■ SET TASK
Only the number is wanted: how many lines of the data contain "styles"?

■ DATASET CONTENT
..............................

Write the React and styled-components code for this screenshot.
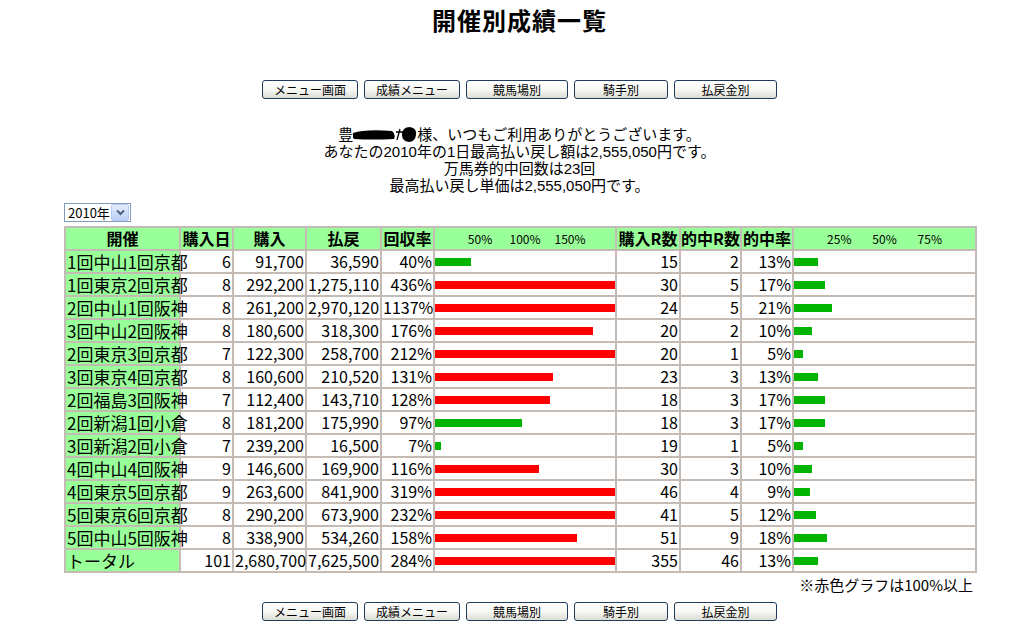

..............................

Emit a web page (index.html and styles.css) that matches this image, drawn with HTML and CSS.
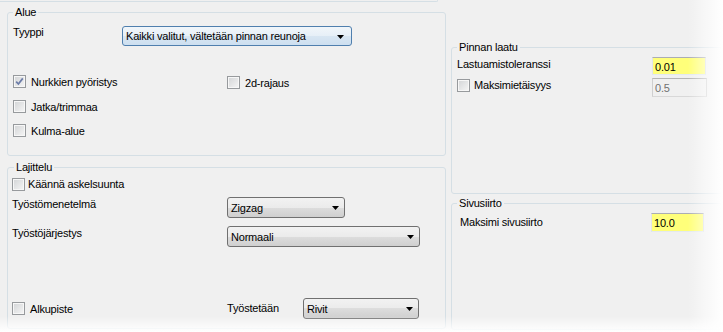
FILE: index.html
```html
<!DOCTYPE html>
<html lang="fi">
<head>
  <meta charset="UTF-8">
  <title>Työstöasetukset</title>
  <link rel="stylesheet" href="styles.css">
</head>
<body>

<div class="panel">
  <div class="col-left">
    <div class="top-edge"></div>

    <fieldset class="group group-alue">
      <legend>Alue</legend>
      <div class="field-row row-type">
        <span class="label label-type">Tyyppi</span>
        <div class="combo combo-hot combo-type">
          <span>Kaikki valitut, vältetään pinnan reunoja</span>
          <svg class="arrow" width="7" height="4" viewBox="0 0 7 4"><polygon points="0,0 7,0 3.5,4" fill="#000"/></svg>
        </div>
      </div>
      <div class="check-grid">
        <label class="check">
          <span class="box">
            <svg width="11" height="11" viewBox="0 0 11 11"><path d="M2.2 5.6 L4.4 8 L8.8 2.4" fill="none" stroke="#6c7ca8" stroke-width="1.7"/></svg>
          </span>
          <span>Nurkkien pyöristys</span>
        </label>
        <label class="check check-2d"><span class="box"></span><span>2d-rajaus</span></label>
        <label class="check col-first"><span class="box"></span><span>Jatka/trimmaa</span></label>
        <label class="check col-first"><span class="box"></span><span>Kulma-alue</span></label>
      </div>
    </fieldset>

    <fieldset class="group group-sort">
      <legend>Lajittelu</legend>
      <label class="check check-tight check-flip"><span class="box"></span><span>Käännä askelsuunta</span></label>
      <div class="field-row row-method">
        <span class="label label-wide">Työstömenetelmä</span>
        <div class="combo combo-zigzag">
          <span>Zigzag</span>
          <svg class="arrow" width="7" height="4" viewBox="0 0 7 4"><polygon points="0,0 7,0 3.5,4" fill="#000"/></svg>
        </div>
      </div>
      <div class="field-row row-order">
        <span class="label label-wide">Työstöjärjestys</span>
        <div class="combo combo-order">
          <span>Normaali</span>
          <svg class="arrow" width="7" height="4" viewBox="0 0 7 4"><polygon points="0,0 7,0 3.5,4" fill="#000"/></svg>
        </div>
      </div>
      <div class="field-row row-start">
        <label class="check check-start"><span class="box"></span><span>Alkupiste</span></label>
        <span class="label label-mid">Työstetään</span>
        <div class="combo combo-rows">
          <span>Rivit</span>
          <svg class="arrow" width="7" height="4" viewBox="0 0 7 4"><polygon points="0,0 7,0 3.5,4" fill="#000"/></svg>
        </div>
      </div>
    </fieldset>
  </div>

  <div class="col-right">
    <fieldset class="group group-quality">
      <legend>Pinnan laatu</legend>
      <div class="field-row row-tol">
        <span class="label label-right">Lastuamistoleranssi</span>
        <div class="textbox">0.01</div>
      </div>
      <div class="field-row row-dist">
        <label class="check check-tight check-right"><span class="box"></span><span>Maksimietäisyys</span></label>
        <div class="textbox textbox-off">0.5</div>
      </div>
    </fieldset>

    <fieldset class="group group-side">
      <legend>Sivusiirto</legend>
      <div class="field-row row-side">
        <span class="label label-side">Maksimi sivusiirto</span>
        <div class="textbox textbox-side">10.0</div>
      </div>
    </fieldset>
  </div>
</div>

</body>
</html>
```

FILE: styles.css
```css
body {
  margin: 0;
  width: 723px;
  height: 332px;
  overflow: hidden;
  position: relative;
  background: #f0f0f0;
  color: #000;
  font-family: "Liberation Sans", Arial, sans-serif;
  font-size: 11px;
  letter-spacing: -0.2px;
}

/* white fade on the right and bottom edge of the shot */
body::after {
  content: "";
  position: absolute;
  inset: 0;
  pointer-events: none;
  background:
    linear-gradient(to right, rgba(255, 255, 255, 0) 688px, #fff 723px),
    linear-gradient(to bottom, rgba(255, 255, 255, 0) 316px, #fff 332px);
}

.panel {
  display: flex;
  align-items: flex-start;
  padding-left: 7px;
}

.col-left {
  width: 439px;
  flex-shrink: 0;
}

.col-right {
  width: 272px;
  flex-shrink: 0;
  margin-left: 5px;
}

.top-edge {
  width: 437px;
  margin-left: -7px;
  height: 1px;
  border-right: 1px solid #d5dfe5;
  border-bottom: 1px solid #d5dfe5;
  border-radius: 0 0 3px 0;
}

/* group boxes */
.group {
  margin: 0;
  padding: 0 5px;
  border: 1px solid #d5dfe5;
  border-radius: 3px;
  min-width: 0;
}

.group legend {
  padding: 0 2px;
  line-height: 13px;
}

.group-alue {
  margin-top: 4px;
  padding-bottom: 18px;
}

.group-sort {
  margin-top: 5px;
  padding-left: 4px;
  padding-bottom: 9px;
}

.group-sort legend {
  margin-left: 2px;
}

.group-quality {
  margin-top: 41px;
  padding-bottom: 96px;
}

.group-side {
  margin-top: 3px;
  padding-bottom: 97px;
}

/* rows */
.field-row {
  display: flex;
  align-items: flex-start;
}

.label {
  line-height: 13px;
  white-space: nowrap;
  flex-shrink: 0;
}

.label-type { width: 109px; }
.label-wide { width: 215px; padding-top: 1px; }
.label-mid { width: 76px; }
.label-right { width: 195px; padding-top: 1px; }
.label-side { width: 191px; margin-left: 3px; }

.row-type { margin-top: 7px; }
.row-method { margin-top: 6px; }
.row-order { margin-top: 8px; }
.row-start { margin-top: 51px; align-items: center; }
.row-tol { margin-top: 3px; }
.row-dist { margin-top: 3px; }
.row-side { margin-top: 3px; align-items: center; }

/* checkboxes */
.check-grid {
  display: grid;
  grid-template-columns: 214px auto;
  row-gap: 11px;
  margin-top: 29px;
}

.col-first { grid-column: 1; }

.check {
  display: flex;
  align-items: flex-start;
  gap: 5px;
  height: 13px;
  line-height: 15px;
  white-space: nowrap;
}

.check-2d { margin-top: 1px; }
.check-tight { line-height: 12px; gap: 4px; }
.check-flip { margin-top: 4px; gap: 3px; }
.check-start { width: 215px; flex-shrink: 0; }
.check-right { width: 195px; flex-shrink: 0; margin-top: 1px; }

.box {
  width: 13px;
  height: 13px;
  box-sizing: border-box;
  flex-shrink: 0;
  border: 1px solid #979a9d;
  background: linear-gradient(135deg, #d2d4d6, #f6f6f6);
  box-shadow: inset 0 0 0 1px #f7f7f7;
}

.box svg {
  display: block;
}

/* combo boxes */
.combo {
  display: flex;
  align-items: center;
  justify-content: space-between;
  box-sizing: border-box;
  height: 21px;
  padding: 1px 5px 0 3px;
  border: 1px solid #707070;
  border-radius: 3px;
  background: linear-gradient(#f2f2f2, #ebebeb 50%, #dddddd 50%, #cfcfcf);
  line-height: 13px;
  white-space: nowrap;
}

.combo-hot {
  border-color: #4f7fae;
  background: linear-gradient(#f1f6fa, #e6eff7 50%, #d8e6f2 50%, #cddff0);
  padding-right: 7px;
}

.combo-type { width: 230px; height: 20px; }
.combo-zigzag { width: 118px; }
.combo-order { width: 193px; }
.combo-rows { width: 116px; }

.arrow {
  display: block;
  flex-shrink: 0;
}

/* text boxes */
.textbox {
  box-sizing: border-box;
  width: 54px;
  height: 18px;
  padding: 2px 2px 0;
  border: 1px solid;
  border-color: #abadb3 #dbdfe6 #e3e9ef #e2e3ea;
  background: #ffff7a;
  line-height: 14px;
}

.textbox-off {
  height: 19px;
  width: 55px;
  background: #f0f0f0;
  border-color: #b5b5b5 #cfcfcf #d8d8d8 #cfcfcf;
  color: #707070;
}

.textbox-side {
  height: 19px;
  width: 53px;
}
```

..............................

■ FINISHED ANSWER
3